▶ _Set task_: Go through the material below and copy each line where the word "components" appears.

▶ _Data_:
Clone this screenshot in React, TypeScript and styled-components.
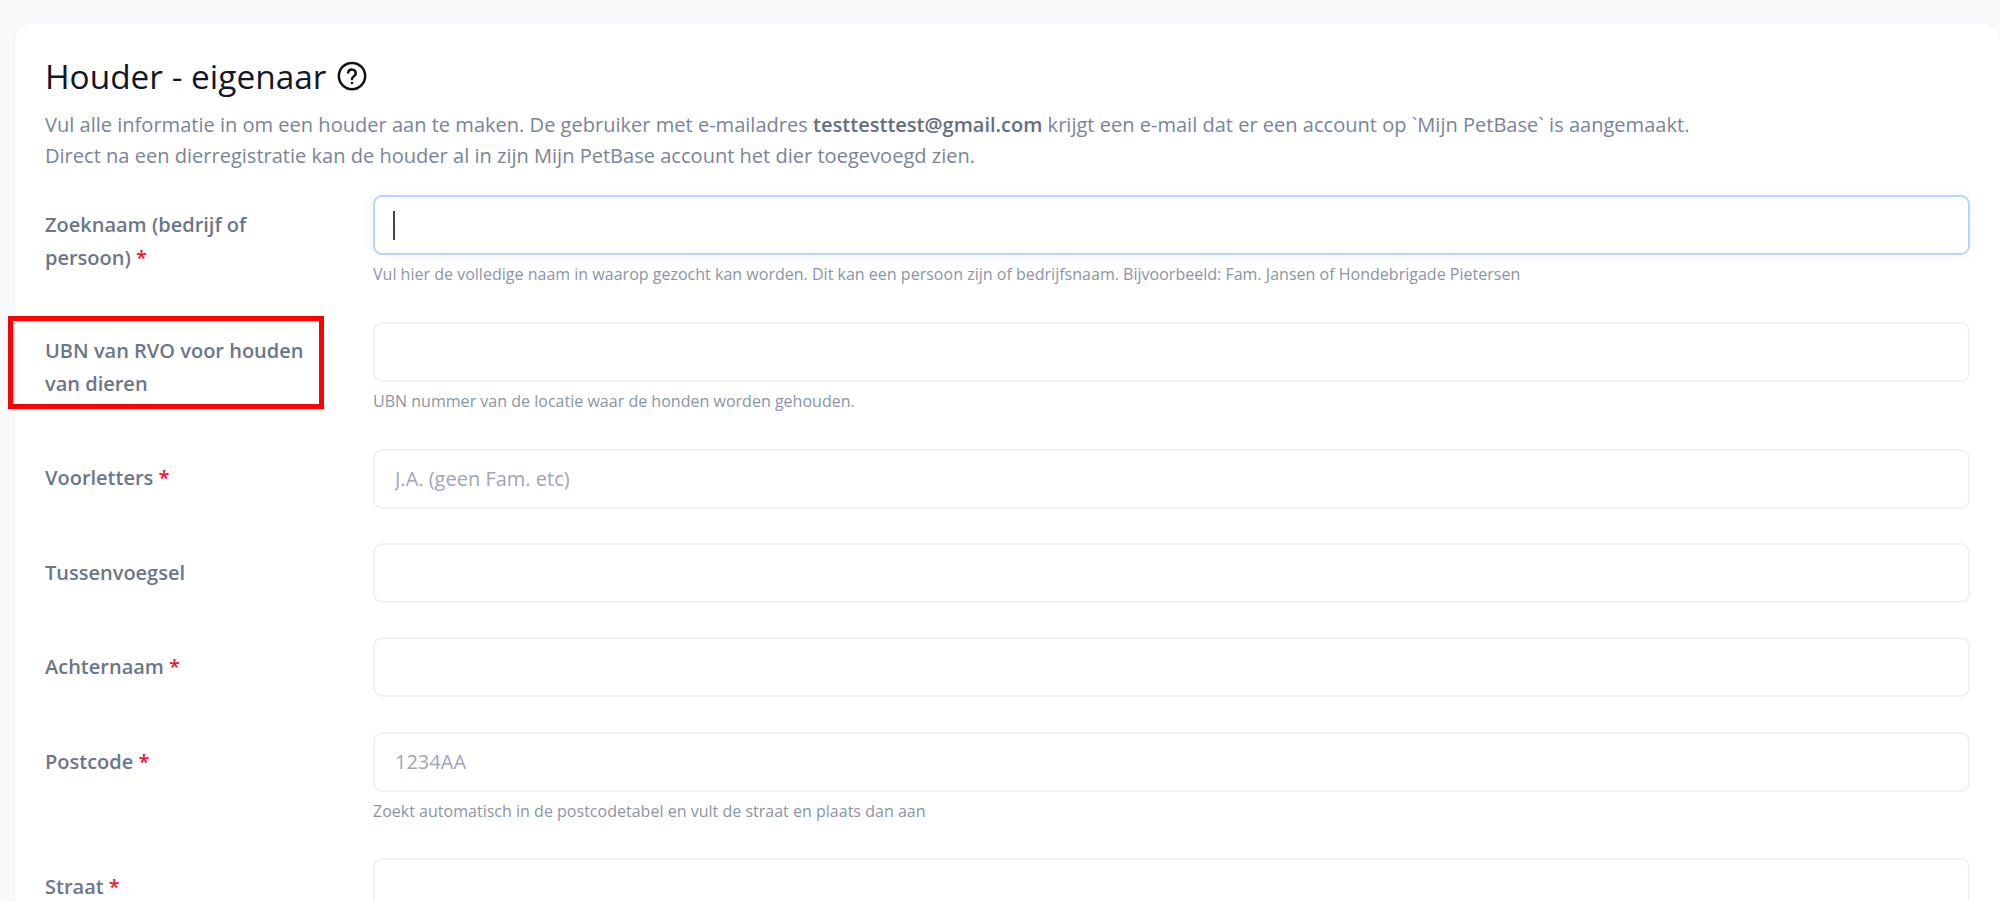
import { createGlobalStyle } from "styled-components";
import styled from "styled-components";

const Global = createGlobalStyle`
    html, body {
        margin: 0;
        height: 100%;
        overflow: hidden;
        background-color: #f8f9fb;
        font-family: "Open Sans", "Noto Sans", sans-serif;
    }
    * {
        box-sizing: border-box;
    }
`;

const Page = styled.div`
    padding: 22px 0 0 14px;
    height: 901px;
    overflow: hidden;
`;

const Card = styled.div`
    background-color: white;
    border: 1px solid #f1f2f7;
    border-right: none;
    border-radius: 20px 20px 0 0;
    padding: 29px 30px 0 30px;
    height: 1200px;
`;

const Title = styled.h1`
    margin: 0;
    display: flex;
    align-items: center;
    column-gap: 11px;
    font-size: 33.4px;
    line-height: 48px;
    font-weight: 500;
    color: #12162a;
`;

const Intro = styled.p`
    margin: 9px 0 0;
    font-size: 20.06px;
    line-height: 31px;
    color: #7b8496;
    b {
        font-weight: 600;
        color: #646e80;
    }
`;

const Form = styled.form`
    margin-top: 24px;
    display: flex;
    flex-direction: column;
`;

const Row = styled.div<{ $gap: number }>`
    display: grid;
    grid-template-columns: 328px 1fr;
    margin-bottom: ${(p) => p.$gap}px;
`;

const Label = styled.label<{ $top: number }>`
    padding-top: ${(p) => p.$top}px;
    width: 280px;
    font-size: 20px;
    line-height: 33px;
    font-weight: 600;
    color: #6c7689;
`;

const Star = styled.span`
    color: #f5102f;
`;

const Input = styled.input<{ $focus?: boolean }>`
    display: block;
    width: 100%;
    height: 60px;
    padding: 0 20px 2px;
    font-family: inherit;
    font-size: 20px;
    color: #181c32;
    background-color: white;
    border: 2px solid ${(p) => (p.$focus ? "#bcd3fd" : "#eff1f6")};
    border-radius: 9px;
    outline: none;
    box-shadow: ${(p) => (p.$focus ? "0 0 12px rgba(188, 211, 253, 0.25)" : "none")};
    &::placeholder {
        color: #a1a5b7;
    }
`;

const Caret = styled.span`
    position: absolute;
    left: 20px;
    top: 16px;
    width: 2px;
    height: 29px;
    background-color: #3f4254;
`;

const Field = styled.div`
    position: relative;
`;

const Help = styled.div`
    margin-top: 9px;
    font-size: 16.05px;
    line-height: 20px;
    color: #8c95a3;
`;

const Marker = styled.div`
    position: absolute;
    left: 8px;
    top: 316px;
    width: 316px;
    height: 93px;
    border: 5px solid #ff0000;
`;

type Item = {
    label: string;
    required?: boolean;
    placeholder?: string;
    help?: string;
    focus?: boolean;
    top: number;
    gap: number;
};

const items: Item[] = [
    {
        label: "Zoeknaam (bedrijf of persoon)",
        required: true,
        focus: true,
        help: "Vul hier de volledige naam in waarop gezocht kan worden. Dit kan een persoon zijn of bedrijfsnaam. Bijvoorbeeld: Fam. Jansen of Hondebrigade Pietersen",
        top: 13,
        gap: 38,
    },
    {
        label: "UBN van RVO voor houden van dieren",
        help: "UBN nummer van de locatie waar de honden worden gehouden.",
        top: 12,
        gap: 38,
    },
    { label: "Voorletters", required: true, placeholder: "J.A. (geen Fam. etc)", top: 12, gap: 34 },
    { label: "Tussenvoegsel", top: 13, gap: 34 },
    { label: "Achternaam", required: true, top: 13, gap: 35 },
    {
        label: "Postcode",
        required: true,
        placeholder: "1234AA",
        help: "Zoekt automatisch in de postcodetabel en vult de straat en plaats dan aan",
        top: 13,
        gap: 37,
    },
    { label: "Straat", required: true, top: 12, gap: 35 },
];

function App() {
    return (
        <Page>
            <Global />
            <Card>
                <Title>
                    Houder - eigenaar
                    <svg width="30" height="30" viewBox="0 0 24 24" fill="none" stroke="#111" strokeWidth="2" strokeLinecap="round" strokeLinejoin="round">
                        <circle cx="12" cy="12" r="10.5" />
                        <path d="M8.9 9.2a3.1 3.1 0 0 1 6.1.8c0 2-3 2.6-3 4.4" />
                        <path d="M12 17.6h.01" />
                    </svg>
                </Title>
                <Intro>
                    Vul alle informatie in om een houder aan te maken. De gebruiker met e-mailadres <b>testtesttest@gmail.com</b> krijgt een e-mail dat er een account op `Mijn PetBase` is aangemaakt.
                    <br />
                    Direct na een dierregistratie kan de houder al in zijn Mijn PetBase account het dier toegevoegd zien.
                </Intro>
                <Form>
                    {items.map((item) => {
                        return (
                            <Row key={item.label} $gap={item.gap}>
                                <Label $top={item.top}>
                                    {item.label}
                                    {item.required && <Star> *</Star>}
                                </Label>
                                <div>
                                    <Field>
                                        <Input $focus={item.focus} placeholder={item.placeholder} />
                                        {item.focus && <Caret />}
                                    </Field>
                                    {item.help && <Help>{item.help}</Help>}
                                </div>
                            </Row>
                        );
                    })}
                </Form>
            </Card>
            <Marker />
        </Page>
    );
}

export default App;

▶ _Answer for this exercise_:
Clone this screenshot in React, TypeScript and styled-components.
import { createGlobalStyle } from "styled-components";
import styled from "styled-components";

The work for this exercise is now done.